Find out why an outer East Portland park was again the location for this combined Cambodian, Lao, Thai, and Burmese “New Year in the Park” celebration …

The third annual Cambodian/Lao/Thai/Burmese New Year in the Park was underway in Glenhaven Park, in the Madison South neighborhood.

Story and photos by David F. Ashton

Until 2014, Portland’s Cambodian, Laotian, Thai, and Burmese cultures – all of whom celebrate New Year every April, historically – held separate celebrations.

On April 29, for the third consecutive year, these different cultural groups came together in Glenhaven Park to celebrate their New Year traditions together.

About to perform the “Peacock Dance” are members of the Cambodian Dance Troupe of Oregon.

Having lived through the brutal reign of the Khmer Rouge in Cambodia, New Year in the Park founder Saron Khut fled to Portland and has been a business owner here for 35 years

“When we started, it was my dream to put an event like this together for our community,” Khut shared with East Portland News at the event.

Cambodian/Lao/Thai/Burmese New Year in the Park founder Saron Khut says seeing the cultures come together in celebration makes him feel joyous.
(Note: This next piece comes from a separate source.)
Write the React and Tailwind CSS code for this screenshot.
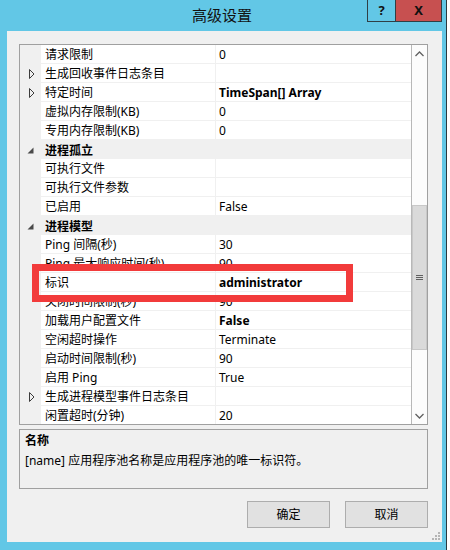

“Fortunately I met with the City of Portland Parks & Recreation that partnered with us; and now, three years later, together we’re putting on one of the biggest events of its kind in all of Portland.

“This is definitely a dream come true, for me,” Khut smiled and said.

Eight food vendors provide delicacies representing all of the Asian cultures celebrating New Year together in the park.

Cook Surachay Thongsongcha dances as he grills Satay Chicken – served at the booth set up by Vancouver, Washington, restaurant Talay Thai Cuisine.

“Now, today, the best part of this for me is seeing all the people come here of all the different countries, enjoying the day and having fun,” Khut grinned. All the different cultures coming together; that’s the beauty of all this event. When people different cultures come together, nothing is impossible.”

“Moan Sur” is performed by the Cambodian Dance Troupe.

Celebrants gather, as the “Procession of the Buddha” is about to begin.

In addition to providing a united New Year celebration for Portland’s Cambodian, Laotian, Thai, and Burmese cultures, another goal of the event continues to be showcasing the traditions of each of the participants for all, he said.

“We want people to come and join in, learn about our cultures, no matter their own ethnic heritage! So, no matter who you are, this is one day of the year when all people come together,” Khut explained.

“And, we’re hoping that, in years to come, even more people will come – and instead of feeling like an outsider or being intimidated, instead they will feel welcome and special here!” Khut concluded.

Many Asian-owned vendors offer goods for sale that are representative of their home countries.